If you by any chance read my old posts, I have been started learning python with a goal of switching from a SysAdmin to a full time web developer. Things went well, and I got myself many interviews among one which I have been offered an Associate Software Engineer position but with Rails. So, I’d have to start adapting to Ruby and ofcourse to Rails.

As always, I first did some research on the best learning path since I’ve made more new things to get along with me before joining. There was many suggestions ofcourse for different books. I picked up The well grounded Rubyist for starting up with Ruby and I must admit, it was an wonderful book I have read. The pros of these book are of its own topic and I ll try to get to that soon.
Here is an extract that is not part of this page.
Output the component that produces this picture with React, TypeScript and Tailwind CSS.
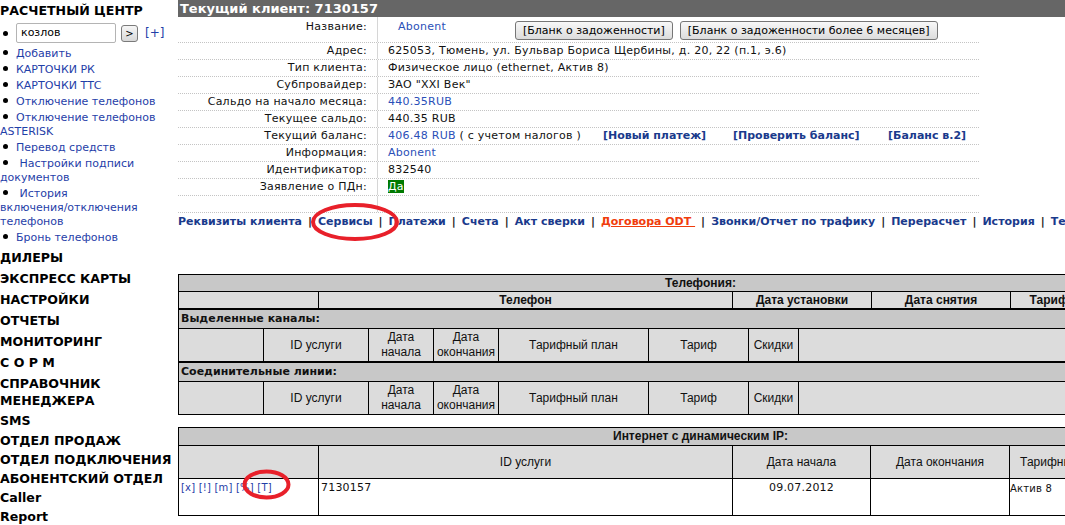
import React from "react";

const V = "font-['DejaVu_Sans',Verdana,sans-serif]";
const A = "font-['Liberation_Sans',Arial,sans-serif]";

const sideLinks: string[][] = [
  ["Добавить"],
  ["КАРТОЧКИ РК"],
  ["КАРТОЧКИ ТТС"],
  ["Отключение телефонов"],
  ["Отключение телефонов", "ASTERISK"],
  ["Перевод средств"],
  [" Настройки подписи", "документов"],
  [" История", "включения/отключения", "телефонов"],
  ["Бронь телефонов"],
];

const bigMenu = [
  "ДИЛЕРЫ",
  "ЭКСПРЕСС КАРТЫ",
  "НАСТРОЙКИ",
  "ОТЧЕТЫ",
  "МОНИТОРИНГ",
  "С О Р М",
];

const lowMenu = [
  "ОТДЕЛ ПРОДАЖ",
  "ОТДЕЛ ПОДКЛЮЧЕНИЯ",
  "АБОНЕНТСКИЙ ОТДЕЛ",
  "Caller",
  "Report",
];

function Bullet() {
  return (
    <span className="inline-block w-[5px] h-[5px] rounded-full bg-black ml-[3px] mr-[8px] align-[2px]" />
  );
}

function Sidebar() {
  return (
    <div className={`w-[178px] shrink-0 ${V} text-[11px]`}>
      <div className="h-[21px] leading-[21px] font-bold text-[12.6px] text-black whitespace-nowrap">
        РАСЧЕТНЫЙ ЦЕНТР
      </div>
      <div className="mt-[2px] h-[20px] flex items-center">
        <Bullet />
        <div className="w-[100px] h-[20px] border border-[#b4b4b4] rounded-[2px] bg-white pl-[4px] leading-[18px] text-black">
          козлов
        </div>
        <div className="ml-[5px] w-[17px] h-[17px] border border-[#7a7a7a] rounded-[3px] bg-gradient-to-b from-[#f6f6f6] to-[#d8d8d8] text-[10px] leading-[15px] text-center text-black">
          &gt;
        </div>
        <span className="ml-[7px] text-[#1f40a8] text-[12px]">[+]</span>
      </div>
      <div className="mt-[4px]">
        {sideLinks.map((lines, i) => (
          <div key={i} className="mb-[2px] leading-[14px] text-[#1f40a8]">
            <Bullet />
            {lines.map((l, j) => (
              <React.Fragment key={j}>
                {j > 0 && <br />}
                <span className="whitespace-pre">{l}</span>
              </React.Fragment>
            ))}
          </div>
        ))}
      </div>
      <div className="mt-[2px] font-bold text-[12.6px] text-black whitespace-nowrap">
        {bigMenu.map((m) => (
          <div key={m} className="h-[21px] leading-[21px]">
            {m}
          </div>
        ))}
        <div className="py-[2px] leading-[17px]">
          СПРАВОЧНИК
          <br />
          МЕНЕДЖЕРА
        </div>
        <div className="h-[20px] leading-[20px]">SMS</div>
        {lowMenu.map((m) => (
          <div key={m} className="h-[19px] leading-[19px]">
            {m}
          </div>
        ))}
      </div>
    </div>
  );
}

const infoRows: { label: string; value: React.ReactNode }[] = [
  {
    label: "Адрес:",
    value: "625053, Тюмень, ул. Бульвар Бориса Щербины, д. 20, 22 (п.1, э.6)",
  },
  { label: "Тип клиента:", value: "Физическое лицо (ethernet, Актив 8)" },
  { label: "Субпровайдер:", value: 'ЗАО "XXI Век"' },
  {
    label: "Сальдо на начало месяца:",
    value: <span className="text-[#2a4fb8]">440.35RUB</span>,
  },
  { label: "Текущее сальдо:", value: "440.35 RUB" },
  {
    label: "Текущий баланс:",
    value: (
      <div className="flex whitespace-nowrap">
        <span className="w-[215px]">
          <span className="text-[#2a4fb8]">406.48 RUB</span> ( с учетом налогов )
        </span>
        <span className="w-[130px] font-bold text-[#1a3a8c] tracking-normal">[Новый платеж]</span>
        <span className="w-[155px] font-bold text-[#1a3a8c] tracking-normal">[Проверить баланс]</span>
        <span className="font-bold text-[#1a3a8c] tracking-normal">[Баланс в.2]</span>
      </div>
    ),
  },
  {
    label: "Информация:",
    value: <span className="text-[#2a4fb8]">Abonent</span>,
  },
  { label: "Идентификатор:", value: "832540" },
  {
    label: "Заявление о ПДн:",
    value: <span className="bg-[#007a00] text-white">Да</span>,
  },
  { label: "", value: "" },
];

function InfoTable() {
  return (
    <div className={`w-[801px] ${V} text-[11px] text-[#111]`}>
      <div className="grid grid-cols-[200px_1fr] h-[26px] border-b border-dotted border-[#c4c4c4]">
        <div className="pr-[10px] pt-[3px] leading-[14px] text-right border-r border-[#d6d6d6] tracking-[0.25px]">
          Название:
        </div>
        <div className="flex">
          <div className="w-[137px] pl-[20px] pt-[3px] leading-[14px] text-[#2a4fb8] tracking-[0.25px]">
            Abonent
          </div>
          <div className="flex gap-[7px] mt-[4px]">
            <button className="h-[19px] px-[7px] border border-[#767676] rounded-[3px] bg-gradient-to-b from-[#f8f8f8] to-[#dcdcdc] leading-[17px] text-black whitespace-nowrap">
              [Бланк о задоженности]
            </button>
            <button className="h-[19px] px-[7px] border border-[#767676] rounded-[3px] bg-gradient-to-b from-[#f8f8f8] to-[#dcdcdc] leading-[17px] text-black whitespace-nowrap">
              [Бланк о задоженности более 6 месяцев]
            </button>
          </div>
        </div>
      </div>
      {infoRows.map((r, i) => (
        <div
          key={i}
          className="grid grid-cols-[200px_1fr] h-[17px] border-b border-dotted border-[#c4c4c4] leading-[16px] tracking-[0.25px]"
        >
          <div className="pr-[10px] text-right border-r border-[#d6d6d6] whitespace-nowrap">
            {r.label}
          </div>
          <div className="pl-[10px] whitespace-nowrap">{r.value}</div>
        </div>
      ))}
    </div>
  );
}

const navItems = [
  "Реквизиты клиента",
  "Сервисы",
  "Платежи",
  "Счета",
  "Акт сверки",
  "Договора ODT",
  "Звонки/Отчет по трафику",
  "Перерасчет",
  "История",
  "Телефоны",
];

function Nav() {
  return (
    <div className={`mt-[2px] h-[14px] leading-[14px] ${V} text-[11px] font-bold whitespace-nowrap`}>
      {navItems.map((n, i) => (
        <React.Fragment key={n}>
          {i > 0 && <span className="mx-[6px] text-[#222]">|</span>}
          {n === "Договора ODT" ? (
            <span className="text-[#f03c0c] underline whitespace-pre">{n + " "}</span>
          ) : (
            <span className="text-[#1a3a8c]">{n}</span>
          )}
        </React.Fragment>
      ))}
    </div>
  );
}

function SubHeader() {
  const cell = "border-l border-black flex items-center justify-center text-center";
  return (
    <div className={`grid grid-cols-[84px_105px_65px_65px_150px_100px_50px_1fr] h-[32px] bg-[#dcdcdc] ${A} text-[12px] leading-[15px] text-[#111]`}>
      <div />
      <div className={cell}>ID услуги</div>
      <div className={cell}>
        Дата
        <br />
        начала
      </div>
      <div className={cell}>
        Дата
        <br />
        окончания
      </div>
      <div className={cell}>Тарифный план</div>
      <div className={cell}>Тариф</div>
      <div className={cell}>Скидки</div>
      <div className="border-l border-black" />
    </div>
  );
}

function Telephony() {
  const hcell = "border-l border-black text-center whitespace-nowrap";
  return (
    <div className="mt-[45px] w-[1045px] border border-black">
      <div className={`h-[17px] leading-[17px] bg-[#c8c8c8] border-b border-black text-center ${A} text-[12px] font-bold text-[#111]`}>
        Телефония:
      </div>
      <div className={`grid grid-cols-[139px_414px_139px_139px_134px_1fr] h-[18px] leading-[16px] bg-[#dcdcdc] border-b-2 border-black ${A} text-[12px] font-bold text-[#111]`}>
        <div />
        <div className={hcell}>Телефон</div>
        <div className={hcell}>Дата установки</div>
        <div className={hcell}>Дата снятия</div>
        <div className={hcell}>Тарифный план</div>
        <div className={hcell}>Скидки</div>
      </div>
      <div className={`h-[19px] leading-[18px] pl-[2px] bg-[#c8c8c8] border-b border-black ${V} text-[11px] font-bold text-[#111]`}>
        Выделенные каналы:
      </div>
      <div className="border-b-2 border-black">
        <SubHeader />
      </div>
      <div className={`h-[19px] leading-[18px] pl-[2px] bg-[#c8c8c8] border-b border-black ${V} text-[11px] font-bold text-[#111]`}>
        Соединительные линии:
      </div>
      <SubHeader />
    </div>
  );
}

function Internet() {
  const hcell = "border-l border-black flex items-center justify-center whitespace-nowrap";
  return (
    <div className="mt-[12px] w-[1045px] border border-black">
      <div className={`h-[18px] leading-[17px] bg-[#c8c8c8] border-b border-black text-center ${A} text-[12px] font-bold text-[#111]`}>
        Интернет с динамическим IP:
      </div>
      <div className={`grid grid-cols-[139px_414px_138px_139px_110px_1fr] h-[33px] bg-[#dcdcdc] border-b border-black ${A} text-[12px] text-[#111]`}>
        <div />
        <div className={hcell}>ID услуги</div>
        <div className={hcell}>Дата начала</div>
        <div className={hcell}>Дата окончания</div>
        <div className={hcell}>Тарифный план</div>
        <div className={hcell}>Скидки</div>
      </div>
      <div className={`grid grid-cols-[139px_414px_138px_139px_110px_1fr] h-[36px] bg-white ${V} text-[11px] text-[#111] tracking-[0.2px]`}>
        <div className="pl-[2px] pt-[1px] text-[10px] text-[#1f40a8] whitespace-nowrap">
          [x] [!] [m] [%] [T]
        </div>
        <div className="border-l border-black pl-[2px] pt-[1px]">7130157</div>
        <div className="border-l border-black text-center pt-[1px]">09.07.2012</div>
        <div className="border-l border-black" />
        <div className="border-l border-black text-[10px] pt-[2px]">Актив 8</div>
        <div className="border-l border-black" />
      </div>
    </div>
  );
}

export default function App() {
  return (
    <div className="relative w-[1065px] h-[525px] overflow-hidden bg-white flex">
      <Sidebar />
      <div className="w-[887px] shrink-0">
        <div className={`h-[17px] leading-[17px] bg-[#666666] pl-[2px] text-white font-bold text-[13px] ${V} whitespace-nowrap`}>
          Текущий клиент: 7130157
        </div>
        <InfoTable />
        <Nav />
        <Telephony />
        <Internet />
      </div>
      <svg className="absolute left-0 top-0 pointer-events-none" width="1065" height="525">
        <ellipse cx="355" cy="222" rx="42" ry="17" fill="none" stroke="#e8202a" strokeWidth="4" />
        <ellipse cx="266.5" cy="484.5" rx="22" ry="13" fill="none" stroke="#e8202a" strokeWidth="4" />
      </svg>
    </div>
  );
}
But then, on all the posts / SO answers / blogposts I ve read one thing was repeated more than often - that Rails is infamous for its outdated tutorials. At first I was like, What? what is going to happen if a tutorial I read is 1 year old? what big is gonna happen. Then I started with railstutorial as any newbie rails learner is instructed to. It was a good read but since, I am no fan of TDD I started losing track too soon. Then I looked upon some other tutorials / books to start out with Rails and settled on Agile web development with Rails 4. This book is good, it starts with introduction and quickly dives into building things and then it covers the inner mechanics of Rails. I stopped halfway into the building part, and started building of my own.

At this time is when I realised what an outdated tutorials / references is gonna cost you. To start with, you get some crazy errors that wouldn’t happen if you were using a newer version. Heck, one of the issue solved by just changing a version number of a gem to its older release.

Rails community is famous for Railscasts that was yearned by other language developers. It was indeed fantastic, but that too hasn’t been updated for over a year. Two days before, I got stuck while implementing taggings in a Rails built blog, and I looked up and got a Railscasts video for reference, while I exactly cloned those steps, it failed. Turns out, it was outdated and the Gem has changed much. These are all just the beginnings but I am just afraid of what’s gonna be waiting for me. But, for now I am well and happy learning coffeescript for few days as a changeover to Ruby-ROR.

Hope, the community dives in and create a not so easy platform to hop in for newcomers.